A tutto ciò, al declino stinto, agli ultimi sospiri di un'età anacronistica, assiste severo ma già libero il capostipite Joseph dalla penombra di un ritratto appeso alla parete della vecchia casa di famiglia, sempre più deserta e silenziosa: esso incombe come un sempre più debole richiamo della coscienza mentre si va oscurando nella polvere e nelle ragnatele come un affresco, quello di un'intera epoca, che al sole smarrisce inesorabilmente i suoi colori.

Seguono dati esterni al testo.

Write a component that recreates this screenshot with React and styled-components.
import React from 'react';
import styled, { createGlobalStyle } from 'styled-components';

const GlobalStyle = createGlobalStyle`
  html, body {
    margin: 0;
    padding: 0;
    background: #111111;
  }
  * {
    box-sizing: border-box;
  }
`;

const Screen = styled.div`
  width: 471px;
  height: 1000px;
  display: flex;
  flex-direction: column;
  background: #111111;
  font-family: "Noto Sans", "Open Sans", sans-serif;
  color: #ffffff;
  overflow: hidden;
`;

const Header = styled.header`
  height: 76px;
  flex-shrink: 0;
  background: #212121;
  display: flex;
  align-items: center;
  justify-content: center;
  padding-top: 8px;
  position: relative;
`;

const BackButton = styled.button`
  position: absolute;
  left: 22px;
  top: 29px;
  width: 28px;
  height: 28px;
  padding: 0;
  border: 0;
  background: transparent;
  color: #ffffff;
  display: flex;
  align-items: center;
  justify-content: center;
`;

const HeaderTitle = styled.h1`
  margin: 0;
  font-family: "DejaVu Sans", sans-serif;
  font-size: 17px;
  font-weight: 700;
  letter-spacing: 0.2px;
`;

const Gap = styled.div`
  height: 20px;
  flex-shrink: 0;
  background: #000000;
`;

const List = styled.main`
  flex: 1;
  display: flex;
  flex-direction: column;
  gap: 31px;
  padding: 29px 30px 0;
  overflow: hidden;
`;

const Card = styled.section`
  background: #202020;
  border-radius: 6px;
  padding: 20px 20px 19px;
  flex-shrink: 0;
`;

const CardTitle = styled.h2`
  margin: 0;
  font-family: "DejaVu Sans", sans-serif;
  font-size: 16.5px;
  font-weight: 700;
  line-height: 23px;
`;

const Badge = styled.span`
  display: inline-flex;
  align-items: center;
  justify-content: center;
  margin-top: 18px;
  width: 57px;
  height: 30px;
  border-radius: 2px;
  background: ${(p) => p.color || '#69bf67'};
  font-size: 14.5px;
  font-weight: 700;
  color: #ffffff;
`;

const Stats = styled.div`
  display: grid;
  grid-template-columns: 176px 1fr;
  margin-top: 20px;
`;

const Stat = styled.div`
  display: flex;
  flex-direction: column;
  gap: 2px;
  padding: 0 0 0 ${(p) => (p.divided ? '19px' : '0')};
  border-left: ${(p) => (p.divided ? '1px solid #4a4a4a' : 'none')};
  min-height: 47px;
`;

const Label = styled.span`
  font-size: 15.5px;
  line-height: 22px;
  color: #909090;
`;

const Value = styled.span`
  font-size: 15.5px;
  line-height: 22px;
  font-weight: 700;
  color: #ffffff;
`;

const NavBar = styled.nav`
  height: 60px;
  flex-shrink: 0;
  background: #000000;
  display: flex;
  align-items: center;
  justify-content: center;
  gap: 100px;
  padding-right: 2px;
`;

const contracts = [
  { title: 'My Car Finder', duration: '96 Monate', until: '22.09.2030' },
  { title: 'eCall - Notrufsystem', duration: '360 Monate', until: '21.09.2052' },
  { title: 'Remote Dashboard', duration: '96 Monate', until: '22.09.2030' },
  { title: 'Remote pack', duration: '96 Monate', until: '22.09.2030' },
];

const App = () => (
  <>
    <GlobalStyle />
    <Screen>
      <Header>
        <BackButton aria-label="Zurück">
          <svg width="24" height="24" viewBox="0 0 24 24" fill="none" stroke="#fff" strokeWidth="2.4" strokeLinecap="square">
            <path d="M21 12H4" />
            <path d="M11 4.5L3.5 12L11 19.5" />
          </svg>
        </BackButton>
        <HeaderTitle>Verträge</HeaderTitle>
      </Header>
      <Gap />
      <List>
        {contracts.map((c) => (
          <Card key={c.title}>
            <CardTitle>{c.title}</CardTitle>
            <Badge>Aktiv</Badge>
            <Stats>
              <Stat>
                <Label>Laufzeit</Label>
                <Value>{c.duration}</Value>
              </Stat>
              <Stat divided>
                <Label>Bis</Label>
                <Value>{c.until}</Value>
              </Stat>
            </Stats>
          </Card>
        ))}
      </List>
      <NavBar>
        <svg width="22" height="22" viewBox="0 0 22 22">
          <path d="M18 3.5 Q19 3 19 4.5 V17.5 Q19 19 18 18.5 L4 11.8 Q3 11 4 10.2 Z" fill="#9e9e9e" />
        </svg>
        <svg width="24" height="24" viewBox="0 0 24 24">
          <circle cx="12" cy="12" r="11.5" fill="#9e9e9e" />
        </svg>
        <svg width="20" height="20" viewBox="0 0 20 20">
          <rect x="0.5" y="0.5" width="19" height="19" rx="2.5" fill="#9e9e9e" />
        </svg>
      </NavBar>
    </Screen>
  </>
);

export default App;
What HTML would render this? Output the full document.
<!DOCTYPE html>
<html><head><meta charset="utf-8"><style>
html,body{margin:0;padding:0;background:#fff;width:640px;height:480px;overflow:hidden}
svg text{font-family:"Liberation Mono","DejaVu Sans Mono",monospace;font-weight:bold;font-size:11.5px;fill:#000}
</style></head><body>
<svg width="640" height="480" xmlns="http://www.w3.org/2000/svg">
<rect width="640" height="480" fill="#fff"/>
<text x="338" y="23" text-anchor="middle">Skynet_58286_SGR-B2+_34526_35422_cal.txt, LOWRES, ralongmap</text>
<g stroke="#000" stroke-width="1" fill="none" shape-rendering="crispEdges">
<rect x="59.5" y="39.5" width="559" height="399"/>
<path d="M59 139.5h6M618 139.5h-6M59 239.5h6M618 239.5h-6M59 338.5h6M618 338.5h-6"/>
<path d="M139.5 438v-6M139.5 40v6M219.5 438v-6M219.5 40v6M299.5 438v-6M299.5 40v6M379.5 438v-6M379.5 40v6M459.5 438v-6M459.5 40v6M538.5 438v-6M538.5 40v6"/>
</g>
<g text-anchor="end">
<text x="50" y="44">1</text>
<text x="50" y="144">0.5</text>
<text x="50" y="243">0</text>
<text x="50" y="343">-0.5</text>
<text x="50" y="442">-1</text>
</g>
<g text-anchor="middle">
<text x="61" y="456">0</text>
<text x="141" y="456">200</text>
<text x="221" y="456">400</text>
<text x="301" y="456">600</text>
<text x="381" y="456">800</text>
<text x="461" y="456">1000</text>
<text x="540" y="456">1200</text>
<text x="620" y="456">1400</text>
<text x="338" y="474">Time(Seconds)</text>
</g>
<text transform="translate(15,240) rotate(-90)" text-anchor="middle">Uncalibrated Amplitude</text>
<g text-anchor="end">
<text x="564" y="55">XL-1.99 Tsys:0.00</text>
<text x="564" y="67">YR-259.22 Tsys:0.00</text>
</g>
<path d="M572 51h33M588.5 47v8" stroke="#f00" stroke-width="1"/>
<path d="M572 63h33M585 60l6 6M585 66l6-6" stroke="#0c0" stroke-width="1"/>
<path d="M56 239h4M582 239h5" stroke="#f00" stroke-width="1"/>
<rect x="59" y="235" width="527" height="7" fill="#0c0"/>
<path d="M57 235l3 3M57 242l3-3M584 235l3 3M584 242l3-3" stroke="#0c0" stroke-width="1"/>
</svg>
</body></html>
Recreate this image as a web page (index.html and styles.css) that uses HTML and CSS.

Personaggi di passaggio, abbozzati e tutto sommato maltrattati, alcune (poche) figure femminili rappresentate come civette da operetta o sirene apportatrici di disordine; viceversa molti altri caratteri maschili minori sono definiti in modo compiuto e convincente. Su di essi, tutti, in un'ottica complessiva prettamente virile, l'Autore stende la propria solidarietà, una sorta di pietosa, struggente fratellanza che stempera e perdona.